14.3. If any of these terms are unenforceable as drafted:
14.3.1. it will not affect the enforceability of any other of these terms; and
14.3.2. if it would be enforceable if amended, it will be treated as so amended.
14.4. We may treat Business Customers as insolvent if:
14.4.1. you are unable to pay your debts as they fall due; or
14.4.2. you (or any item of your property) becomes the subject of:
14.4.2.1. any formal insolvency procedure (examples of which include receivership, liquidation,
administration, voluntary arrangements (including a moratorium) or bankruptcy);
14.4.2.2. any application or proposal for any formal insolvency procedure; or
14.4.2.3. any application, procedure or proposal overseas with similar effect or purpose.

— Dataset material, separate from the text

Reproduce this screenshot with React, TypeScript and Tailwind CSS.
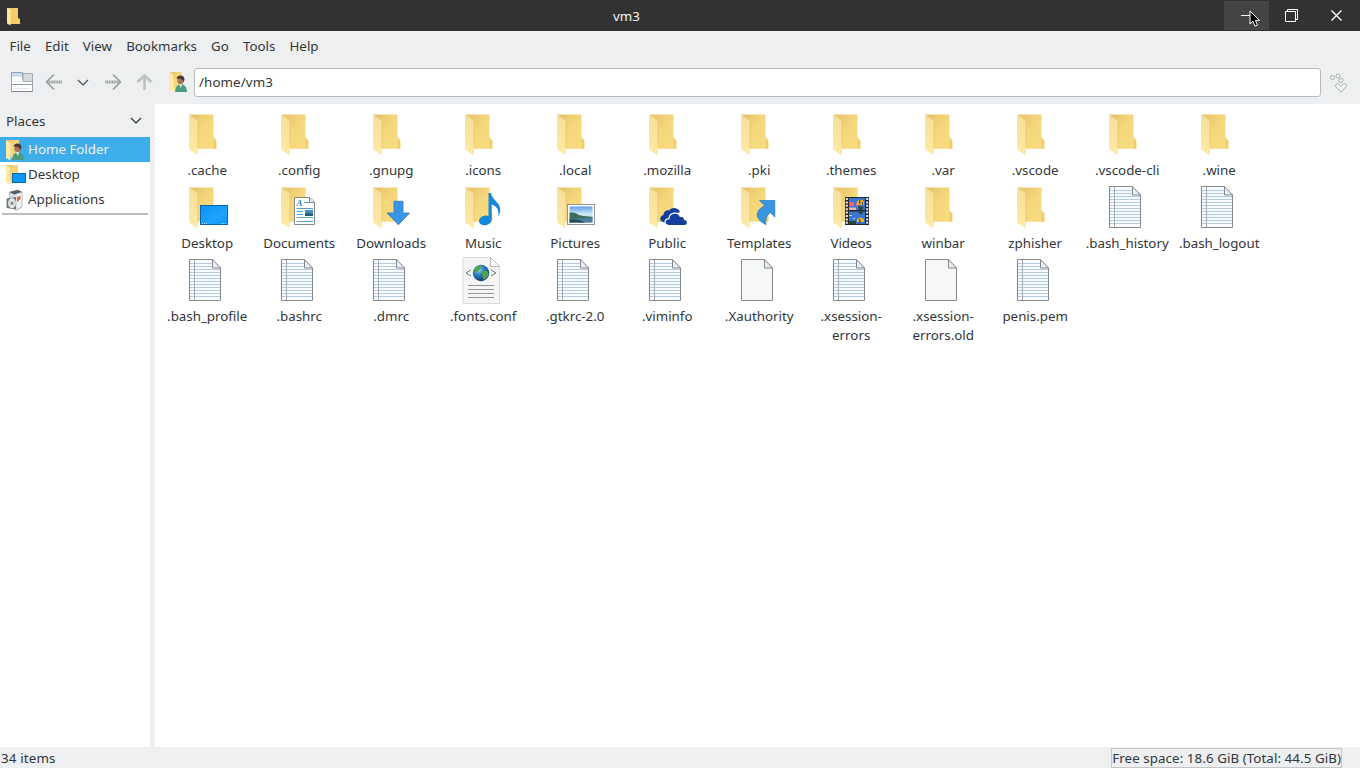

14.5. All brochures, catalogues and other promotional materials are to be treated as illustrative only. Their
contents form no part of any contract between us and the customer and you should not rely on them in
entering into any contract with us.
14.6. Business customers: any notice by either of us which is to be served under these terms may be served by
leaving it at or by delivering it to (by first class post or by fax) the other’s registered office or principal place of
business. All such notices must be signed.
14.7. No contract will create any right enforceable (by virtue of the Contracts (Rights of Third Parties) Act 1999) by
any person not identified as the buyer or seller.
14.8. The only statements upon which you may rely in making the contract with us are those made in writing by
someone who is (or whom you reasonably believe to be) our authorised representative and either:
14.8.1. contained in our estimate (or any covering letter) and not withdrawn before the contract is made;
or
14.8.2. which expressly state that you may rely on them when entering into the contract.
14.9. Nothing in these terms affects or limits our liability for fraudulent misrepresentation.